Lulus dari pesantren, Ferdi sempat bergabung menjadi remaja masjid di kampungnya. Dia pun sempat mendirikan sebuah madrasah bagi anak usia sekolah dasar untuk belajar agama Islam. Sekolah sederhana yang didirikannya terpaksa ia tinggal dan titipkan pada rekannya di Cianjur saat dia memilih untuk bekerja di Jakarta.

Bekerja sebagai marbut merupakan tawaran dari saudaranya yang bekerja sebagai pengurus di kantor Nahdatul Ulama di dekat Mall Gandaria City. Menurut Ferdi, beberapa saat setelah masjid dibangun di mall tersebut, pengurus masjid mendatangi sejumlah kantor lembaga Islam untuk dimintai bantuan mencari orang untuk bekerja sebagai petugas. "Saudara saya menawarkan pekerjaan ini. Ya, saya coba alhamdulillah nyaman," ujar pria 25 tahun tersebut.

Hal yang coba dijalani Ferdi selama ini adalah bertawakal. Menurut dia, kalau harus selalu berusaha memenuhi segala keinginan maka tak akan pernah sampai. "Cukup enggak cukup harus belajar secukupnya, yang penting tawakal," kata Ferdi.

Ferdi enggan menyebut jumlah honor yang ia terima setiap bulan. Tapi, menurutnya, dia diizinkan untuk menjalani usaha lain guna mendongkrak penghasilan. Ferdi dipersilakan berjualan di sebuah kios kecil di samping masjid yang disediakan pengelola mall.

Ia memilih berjualan pakaian muslim di lapak tersebut. Ia berhak mendapat 40 persen keuntungan dari penjualan tersebut. Selain itu, dia pun berkesempatan untuk memberikan les belajar membaca Al-Quran kepada beberapa pelanggan mall. Meski jumlahnya sedikit, menurut dia, itu cukup lumayan untuk menambah penghasilannya.
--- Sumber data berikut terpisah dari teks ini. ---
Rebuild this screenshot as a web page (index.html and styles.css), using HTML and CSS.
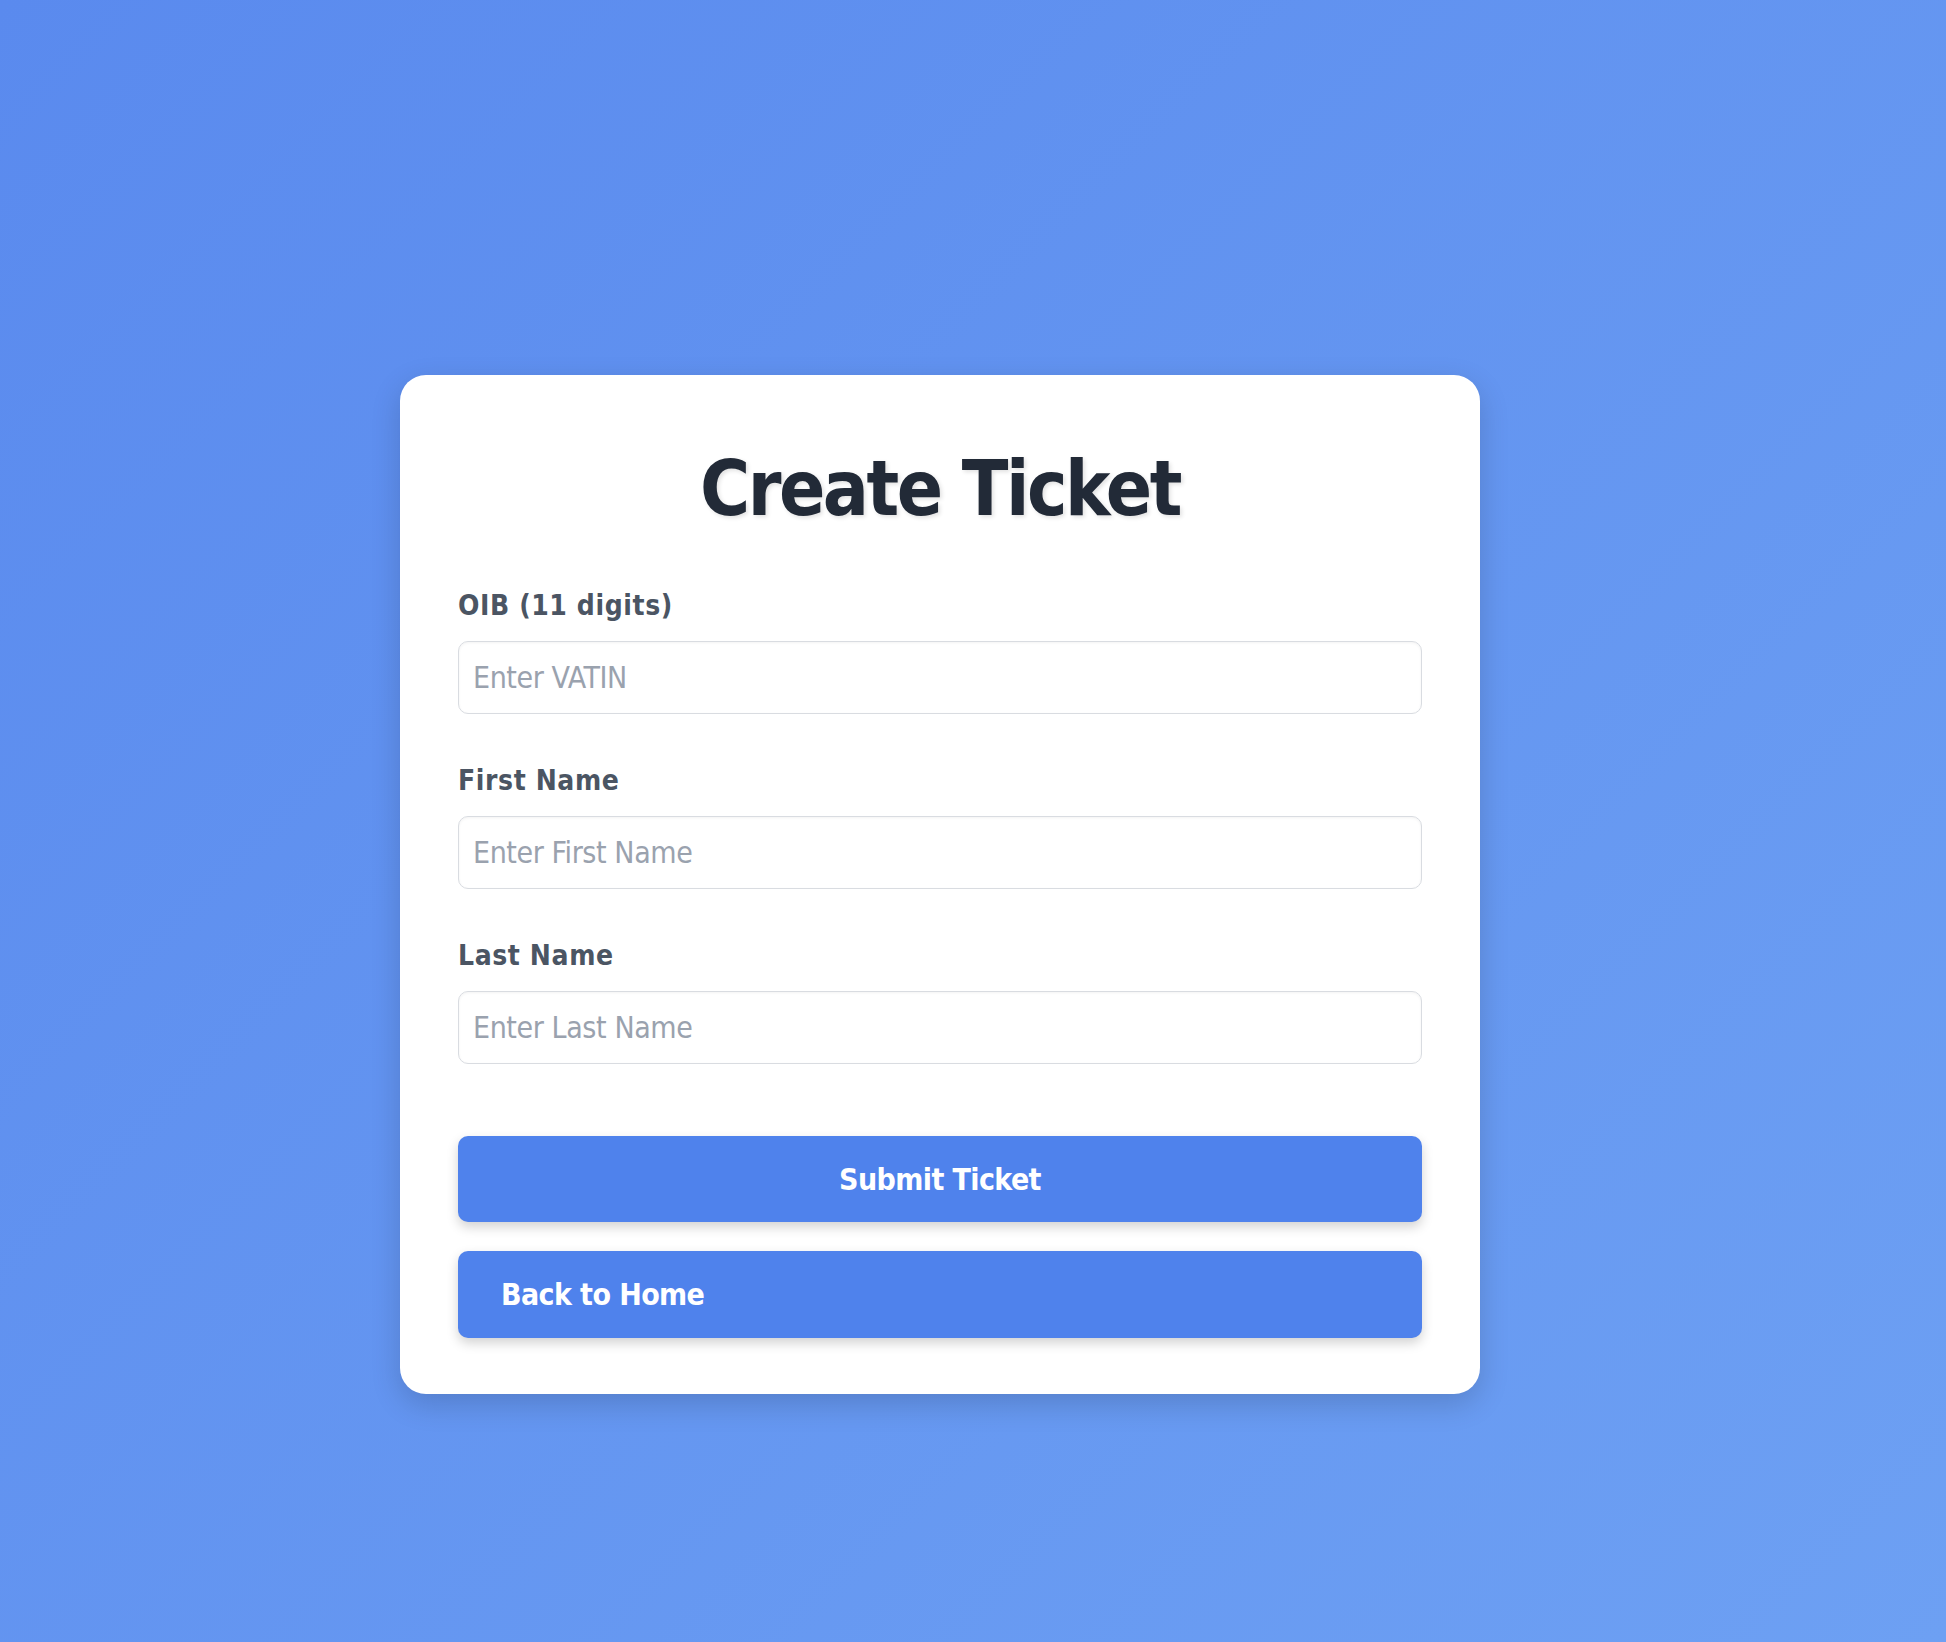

Hingga saat ini Ferdi tak terpikir untuk mencari pekerjaan lain. Masjid ini telah memberi banyak kenangan baginya. Apalagi di masjid ini pula Ferdi bertemu dengan seorang wanita yang kemudian ia persunting sebagai istri.
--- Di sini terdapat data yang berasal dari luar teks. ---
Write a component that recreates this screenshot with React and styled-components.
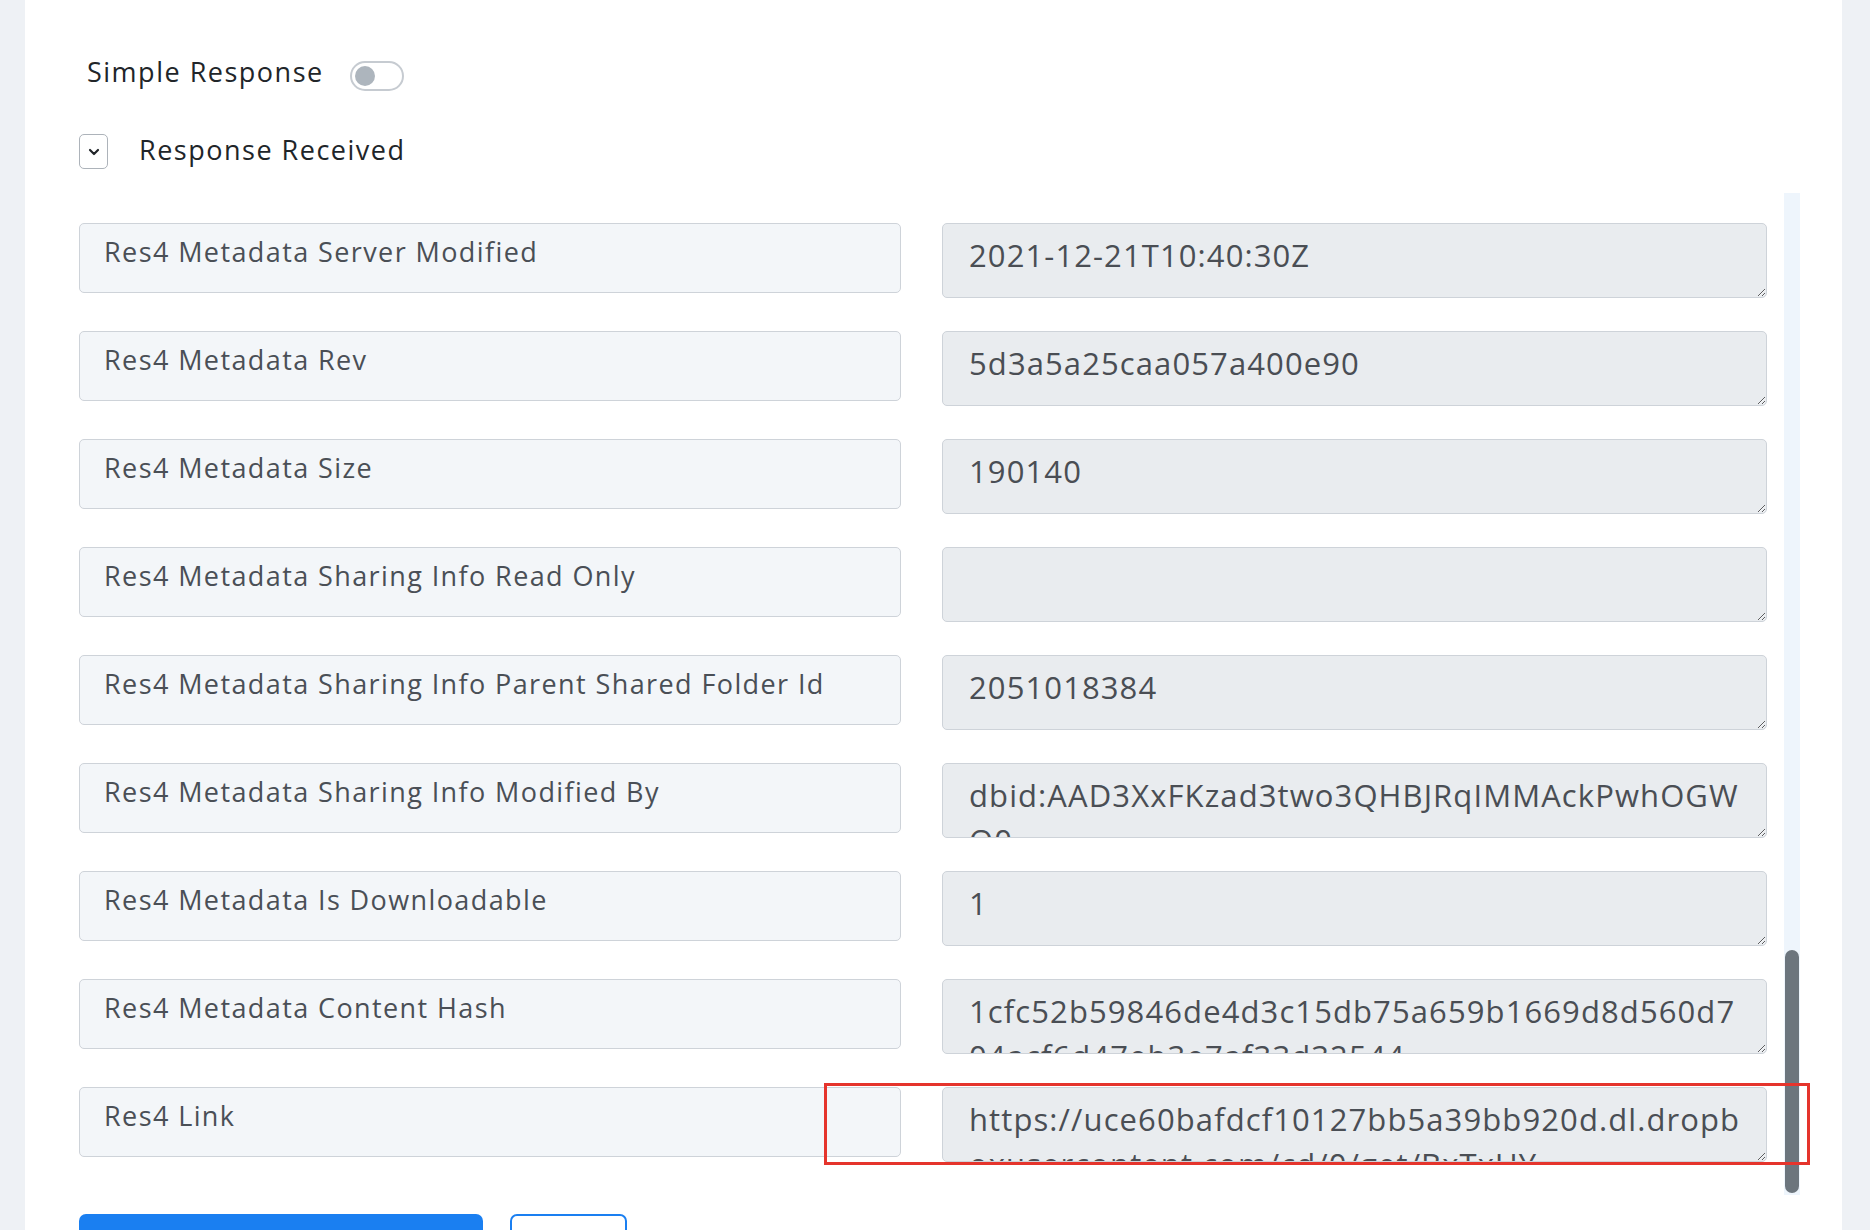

"Istri saya dulu pegawai di mall ini. Tiap hari saya perhatikan rajin salat di sini," kata dia seraya tertawa. Tapi, kini setelah menikah istrinya memilih untuk berada di rumah, sehingga Ferdi memikul penuh tanggung jawab sebagai tulang punggung keluarga kecilnya.

Selama Ramadan tugas yang dilakukan Ferdi tak jauh berbeda dengan kerja sehari-harinya. Ia tetap harus menyusun jadwal kegiatan dan menjalankan agenda kajian agama setelah salat zuhur.

Agenda tambahan di bulan Ramadan adalah menyiapkan takjil atau makanan ringan untuk berbuka puasa. Pengelola mall dan dewan kemakmuran masjid sudah mengalokasikan dana untuk pengadaan takjil selama sebulan penuh.

Usai magrib, Ferdi menyiapkan masjidnya untuk melaksanakan salat tarawih. Jumlah rakaat di masjid ini terbilang pendek, yaitu 8 rakaat, karena harus mengikuti jam tutup mall pada pukul 21.00 WIB. "Tapi jamaah yang datang pada bulan Ramadan pasti lebih banyak," kata Ferdi.

Tak banyak orang yang mau bekerja seperti ini, tapi Ferdi pun tak terpikir untuk bekerja di lain tempat sejauh ini. Menjadi penjaga masjid bagi dirinya adalah sebuah kehormatan dan memberi kebanggaan tersendiri.